Le premier est la qualité de sa construction. Ayant pris l'habitude d'écouter de la musique par album, j'apprécie quand ceux-ci sont davantage qu'une simple liste de morceaux mis bout à bout, quand ils forment un véritable tout. Et Turn on the bright lights est certainement l'exemple-type d'un album bien construit. Untitled est parfaite en musique d'introduction, laissant la musique nous emporter, hantée par la voix de Paul Banks, musique qui redescend ensuite lentement pour ouvrir la voie au reste de l'album. S'ensuit une alternance de morceaux tantôt dynamiques, proches d'un rock plutôt classique (les deux Obstacle en sont un bon exemple) ; tantôt particulièrement mélancoliques (NYC en particulier). Cette alternance se poursuit jusqu'à Stella was a diver and she was always down, morceau qui me semble marquer une rupture tant par son ambiance que par sa durée sensiblement plus longue que celle des morceaux précédents, comme signifiant une sorte de maturité pour un album qui cherchait encore son ton. Celui-ci entre alors dans ce qu'on pourrait considérer comme une deuxième phase, plus unie, définitivement ancrée dans la mélancolie mais non pas dénuée d'espoir. En témoignent ce que je considère comme les trois chansons de conclusion (les morceaux Interlude et Specialist font pour moi partie intégrante de l'album) : celles-ci ouvrent toutes vers un semblant d'espoir, de révolte face à la mélancolie que les autres morceaux ont auparavant si bien décrite. Cette révolte emporte l'album dans une envolée épique jusqu'à un final paradoxal, entre acceptation sereine et espoir non satisfait de quelque chose d'encore plus grand mais pourtant inatteignable.

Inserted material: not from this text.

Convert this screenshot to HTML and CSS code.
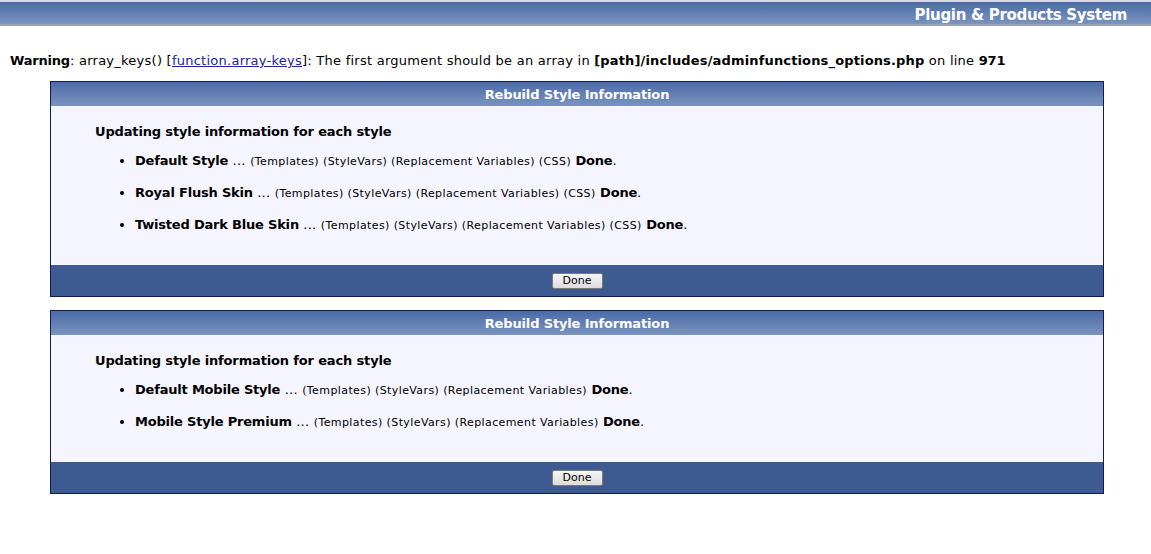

Le deuxième concerne la tendance du groupe à prolonger ses morceaux au-delà de ce qui aurait été absolument nécessaire. Pour expliquer cette sensation j'aimerais la comparer aux adaptations du Seigneur des anneaux par Peter Jackson : dans le Retour du roi, celui-ci semble s'éterniser pour conclure son histoire, comme s'il ne pouvait se résoudre à abandonner définitivement ses personnages. Ce qui paraît insupportable pour certains (pourquoi rajouter une demi-heure à un film qui dure déjà plus de trois heures ?) est particulièrement appréciable pour ceux qui s'y sont attachés. C'est précisément cette sensation que j'ai retrouvée à l'écoute de nombreux morceaux de Turn on the bright lights : comme si le groupe s'était attaché à ses morceaux, il semble refuser de les laisser partir et les poursuit pour notre plus grand bonheur. Présente dès le premier morceau (Untitled) qui semble sans cesse s'achever avant de reprendre de plus belle, elle est particulièrement identifiable dans le dernier morceau (Specialist) qui semble cumuler le refus de se séparer de l'album au refus de se séparer du morceau lui-même. Là où cette sensation est particulièrement intéressante, c'est qu'elle n'apparait qu'après plusieurs écoutes, quand, pris par l'habitude, on craint la fin prématurée des morceaux avant de les voir reprendre de plus belle. Elle se surajoute alors à une affection déjà présente et fait insensiblement passer Turn on the bright lights du statut de bon album à celui d'album d'exception.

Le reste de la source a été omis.